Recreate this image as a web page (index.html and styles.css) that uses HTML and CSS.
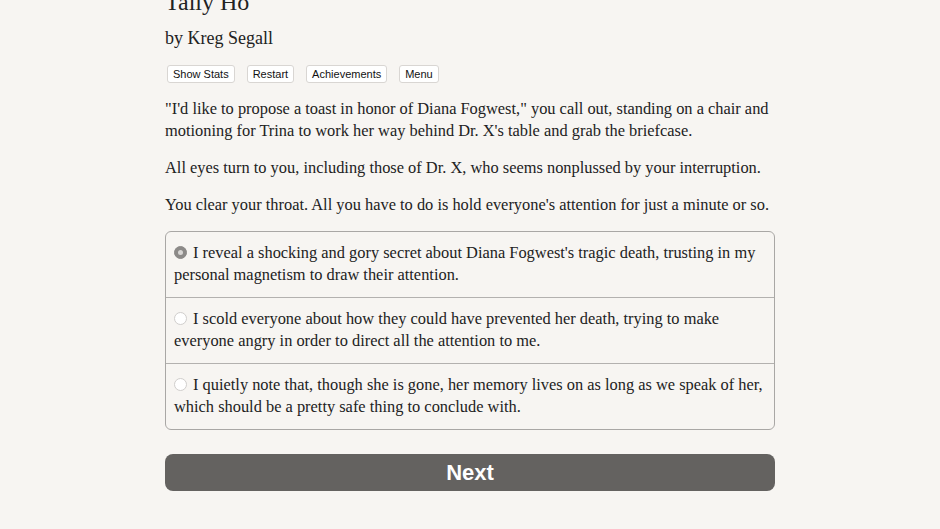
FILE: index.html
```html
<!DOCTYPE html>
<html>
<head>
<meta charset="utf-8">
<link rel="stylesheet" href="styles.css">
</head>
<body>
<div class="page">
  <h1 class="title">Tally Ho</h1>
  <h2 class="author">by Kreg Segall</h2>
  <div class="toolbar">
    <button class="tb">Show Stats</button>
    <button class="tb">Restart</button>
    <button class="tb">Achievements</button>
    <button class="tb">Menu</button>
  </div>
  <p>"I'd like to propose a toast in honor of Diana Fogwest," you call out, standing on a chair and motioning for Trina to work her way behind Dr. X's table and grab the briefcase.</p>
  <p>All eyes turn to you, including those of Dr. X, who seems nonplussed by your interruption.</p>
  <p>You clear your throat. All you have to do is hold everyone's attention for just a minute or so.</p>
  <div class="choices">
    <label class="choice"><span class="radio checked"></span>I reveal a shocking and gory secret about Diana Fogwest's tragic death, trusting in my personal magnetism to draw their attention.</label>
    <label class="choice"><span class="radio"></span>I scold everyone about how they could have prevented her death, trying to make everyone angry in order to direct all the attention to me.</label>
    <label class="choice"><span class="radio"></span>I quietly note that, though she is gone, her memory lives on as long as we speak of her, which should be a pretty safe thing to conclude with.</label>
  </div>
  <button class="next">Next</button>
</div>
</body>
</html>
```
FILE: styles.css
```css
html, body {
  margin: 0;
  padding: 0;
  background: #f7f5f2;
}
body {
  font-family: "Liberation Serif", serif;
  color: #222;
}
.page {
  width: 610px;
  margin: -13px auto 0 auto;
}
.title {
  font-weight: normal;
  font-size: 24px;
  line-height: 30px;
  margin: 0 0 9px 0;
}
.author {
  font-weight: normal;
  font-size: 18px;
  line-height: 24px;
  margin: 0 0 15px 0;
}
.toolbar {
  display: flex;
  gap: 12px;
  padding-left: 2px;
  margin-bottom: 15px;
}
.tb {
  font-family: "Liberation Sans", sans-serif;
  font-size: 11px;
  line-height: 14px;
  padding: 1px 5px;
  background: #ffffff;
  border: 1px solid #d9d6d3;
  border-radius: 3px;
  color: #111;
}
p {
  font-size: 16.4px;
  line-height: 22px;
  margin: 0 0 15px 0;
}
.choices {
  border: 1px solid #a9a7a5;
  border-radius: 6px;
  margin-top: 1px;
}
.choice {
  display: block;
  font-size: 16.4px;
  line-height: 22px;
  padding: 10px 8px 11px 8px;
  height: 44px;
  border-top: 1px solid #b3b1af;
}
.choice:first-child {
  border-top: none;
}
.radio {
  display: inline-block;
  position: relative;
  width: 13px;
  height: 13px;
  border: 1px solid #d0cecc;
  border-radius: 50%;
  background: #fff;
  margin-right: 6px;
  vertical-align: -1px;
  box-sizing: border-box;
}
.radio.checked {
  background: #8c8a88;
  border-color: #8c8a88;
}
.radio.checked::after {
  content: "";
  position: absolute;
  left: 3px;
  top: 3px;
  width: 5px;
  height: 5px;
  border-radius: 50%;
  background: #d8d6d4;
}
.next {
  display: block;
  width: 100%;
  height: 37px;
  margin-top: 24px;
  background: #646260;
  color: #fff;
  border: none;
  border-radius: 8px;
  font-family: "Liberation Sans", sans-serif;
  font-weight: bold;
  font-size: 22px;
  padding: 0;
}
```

-.-.-

* _EXERCISE DESCRIPTION_: Every line of the data above should be quoted exactly. Omit the pictures.

* _ANSWER TO THIS TASK_:
Recreate this image as a web page (index.html and styles.css) that uses HTML and CSS.
FILE: index.html
```html
<!DOCTYPE html>
<html>
<head>
<meta charset="utf-8">
<link rel="stylesheet" href="styles.css">
</head>
<body>
<div class="page">
  <h1 class="title">Tally Ho</h1>
  <h2 class="author">by Kreg Segall</h2>
  <div class="toolbar">
    <button class="tb">Show Stats</button>
    <button class="tb">Restart</button>
    <button class="tb">Achievements</button>
    <button class="tb">Menu</button>
  </div>
  <p>"I'd like to propose a toast in honor of Diana Fogwest," you call out, standing on a chair and motioning for Trina to work her way behind Dr. X's table and grab the briefcase.</p>
  <p>All eyes turn to you, including those of Dr. X, who seems nonplussed by your interruption.</p>
  <p>You clear your throat. All you have to do is hold everyone's attention for just a minute or so.</p>
  <div class="choices">
    <label class="choice"><span class="radio checked"></span>I reveal a shocking and gory secret about Diana Fogwest's tragic death, trusting in my personal magnetism to draw their attention.</label>
    <label class="choice"><span class="radio"></span>I scold everyone about how they could have prevented her death, trying to make everyone angry in order to direct all the attention to me.</label>
    <label class="choice"><span class="radio"></span>I quietly note that, though she is gone, her memory lives on as long as we speak of her, which should be a pretty safe thing to conclude with.</label>
  </div>
  <button class="next">Next</button>
</div>
</body>
</html>
```
FILE: styles.css
```css
html, body {
  margin: 0;
  padding: 0;
  background: #f7f5f2;
}
body {
  font-family: "Liberation Serif", serif;
  color: #222;
}
.page {
  width: 610px;
  margin: -13px auto 0 auto;
}
.title {
  font-weight: normal;
  font-size: 24px;
  line-height: 30px;
  margin: 0 0 9px 0;
}
.author {
  font-weight: normal;
  font-size: 18px;
  line-height: 24px;
  margin: 0 0 15px 0;
}
.toolbar {
  display: flex;
  gap: 12px;
  padding-left: 2px;
  margin-bottom: 15px;
}
.tb {
  font-family: "Liberation Sans", sans-serif;
  font-size: 11px;
  line-height: 14px;
  padding: 1px 5px;
  background: #ffffff;
  border: 1px solid #d9d6d3;
  border-radius: 3px;
  color: #111;
}
p {
  font-size: 16.4px;
  line-height: 22px;
  margin: 0 0 15px 0;
}
.choices {
  border: 1px solid #a9a7a5;
  border-radius: 6px;
  margin-top: 1px;
}
.choice {
  display: block;
  font-size: 16.4px;
  line-height: 22px;
  padding: 10px 8px 11px 8px;
  height: 44px;
  border-top: 1px solid #b3b1af;
}
.choice:first-child {
  border-top: none;
}
.radio {
  display: inline-block;
  position: relative;
  width: 13px;
  height: 13px;
  border: 1px solid #d0cecc;
  border-radius: 50%;
  background: #fff;
  margin-right: 6px;
  vertical-align: -1px;
  box-sizing: border-box;
}
.radio.checked {
  background: #8c8a88;
  border-color: #8c8a88;
}
.radio.checked::after {
  content: "";
  position: absolute;
  left: 3px;
  top: 3px;
  width: 5px;
  height: 5px;
  border-radius: 50%;
  background: #d8d6d4;
}
.next {
  display: block;
  width: 100%;
  height: 37px;
  margin-top: 24px;
  background: #646260;
  color: #fff;
  border: none;
  border-radius: 8px;
  font-family: "Liberation Sans", sans-serif;
  font-weight: bold;
  font-size: 22px;
  padding: 0;
}
```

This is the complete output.